* start *

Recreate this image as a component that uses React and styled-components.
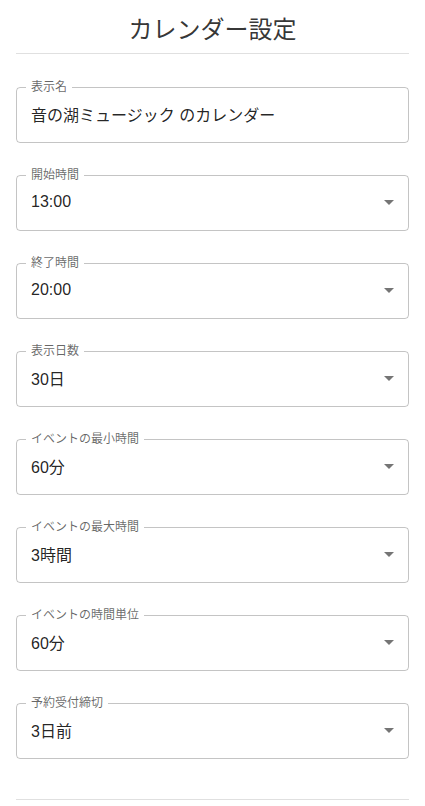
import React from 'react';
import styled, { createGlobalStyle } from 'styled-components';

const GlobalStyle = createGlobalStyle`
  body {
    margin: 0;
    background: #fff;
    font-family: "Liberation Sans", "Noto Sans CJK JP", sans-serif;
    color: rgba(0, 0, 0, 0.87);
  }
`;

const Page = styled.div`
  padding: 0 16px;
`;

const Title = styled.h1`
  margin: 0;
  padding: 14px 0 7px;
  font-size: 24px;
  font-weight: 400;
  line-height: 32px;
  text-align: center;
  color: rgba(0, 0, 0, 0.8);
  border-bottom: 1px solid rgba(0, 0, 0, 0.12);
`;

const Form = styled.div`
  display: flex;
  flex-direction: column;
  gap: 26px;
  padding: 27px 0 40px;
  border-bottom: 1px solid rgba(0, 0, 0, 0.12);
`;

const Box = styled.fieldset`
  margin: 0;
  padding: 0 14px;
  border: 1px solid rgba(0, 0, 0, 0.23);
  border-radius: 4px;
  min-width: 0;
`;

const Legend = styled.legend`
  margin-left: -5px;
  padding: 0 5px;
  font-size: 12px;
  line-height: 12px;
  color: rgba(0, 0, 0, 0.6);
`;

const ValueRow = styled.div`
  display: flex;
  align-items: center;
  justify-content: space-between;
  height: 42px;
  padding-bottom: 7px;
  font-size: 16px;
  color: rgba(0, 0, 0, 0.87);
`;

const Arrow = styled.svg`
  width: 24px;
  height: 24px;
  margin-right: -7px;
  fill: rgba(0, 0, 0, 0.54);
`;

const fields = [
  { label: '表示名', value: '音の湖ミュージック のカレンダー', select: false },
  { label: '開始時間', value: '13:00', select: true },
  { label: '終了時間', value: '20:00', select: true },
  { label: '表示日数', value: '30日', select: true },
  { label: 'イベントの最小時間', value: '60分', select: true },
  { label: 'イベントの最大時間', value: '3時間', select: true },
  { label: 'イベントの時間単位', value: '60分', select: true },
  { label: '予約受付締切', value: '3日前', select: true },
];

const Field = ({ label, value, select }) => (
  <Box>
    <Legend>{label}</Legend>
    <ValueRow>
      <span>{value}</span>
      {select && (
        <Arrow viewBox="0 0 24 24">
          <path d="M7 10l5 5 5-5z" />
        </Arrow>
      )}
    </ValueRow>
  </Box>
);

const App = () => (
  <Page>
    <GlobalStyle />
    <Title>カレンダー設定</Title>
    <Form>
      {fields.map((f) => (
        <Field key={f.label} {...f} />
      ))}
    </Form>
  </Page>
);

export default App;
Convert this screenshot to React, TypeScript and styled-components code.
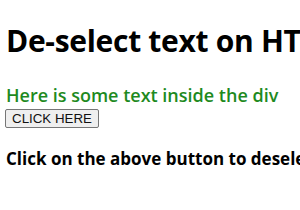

* end *

### AIM OF THE EXERCISE
Return the whole listing, word for word, and leave out every picture.

### WRITTEN SOLUTION
Recreate this image as a component that uses React and styled-components.
import React from 'react';
import styled, { createGlobalStyle } from 'styled-components';

const GlobalStyle = createGlobalStyle`
  body {
    margin: 0;
    background: #fff;
    font-family: "Liberation Sans", "Noto Sans CJK JP", sans-serif;
    color: rgba(0, 0, 0, 0.87);
  }
`;

const Page = styled.div`
  padding: 0 16px;
`;

const Title = styled.h1`
  margin: 0;
  padding: 14px 0 7px;
  font-size: 24px;
  font-weight: 400;
  line-height: 32px;
  text-align: center;
  color: rgba(0, 0, 0, 0.8);
  border-bottom: 1px solid rgba(0, 0, 0, 0.12);
`;

const Form = styled.div`
  display: flex;
  flex-direction: column;
  gap: 26px;
  padding: 27px 0 40px;
  border-bottom: 1px solid rgba(0, 0, 0, 0.12);
`;

const Box = styled.fieldset`
  margin: 0;
  padding: 0 14px;
  border: 1px solid rgba(0, 0, 0, 0.23);
  border-radius: 4px;
  min-width: 0;
`;

const Legend = styled.legend`
  margin-left: -5px;
  padding: 0 5px;
  font-size: 12px;
  line-height: 12px;
  color: rgba(0, 0, 0, 0.6);
`;

const ValueRow = styled.div`
  display: flex;
  align-items: center;
  justify-content: space-between;
  height: 42px;
  padding-bottom: 7px;
  font-size: 16px;
  color: rgba(0, 0, 0, 0.87);
`;

const Arrow = styled.svg`
  width: 24px;
  height: 24px;
  margin-right: -7px;
  fill: rgba(0, 0, 0, 0.54);
`;

const fields = [
  { label: '表示名', value: '音の湖ミュージック のカレンダー', select: false },
  { label: '開始時間', value: '13:00', select: true },
  { label: '終了時間', value: '20:00', select: true },
  { label: '表示日数', value: '30日', select: true },
  { label: 'イベントの最小時間', value: '60分', select: true },
  { label: 'イベントの最大時間', value: '3時間', select: true },
  { label: 'イベントの時間単位', value: '60分', select: true },
  { label: '予約受付締切', value: '3日前', select: true },
];

const Field = ({ label, value, select }) => (
  <Box>
    <Legend>{label}</Legend>
    <ValueRow>
      <span>{value}</span>
      {select && (
        <Arrow viewBox="0 0 24 24">
          <path d="M7 10l5 5 5-5z" />
        </Arrow>
      )}
    </ValueRow>
  </Box>
);

const App = () => (
  <Page>
    <GlobalStyle />
    <Title>カレンダー設定</Title>
    <Form>
      {fields.map((f) => (
        <Field key={f.label} {...f} />
      ))}
    </Form>
  </Page>
);

export default App;
Convert this screenshot to React, TypeScript and styled-components code.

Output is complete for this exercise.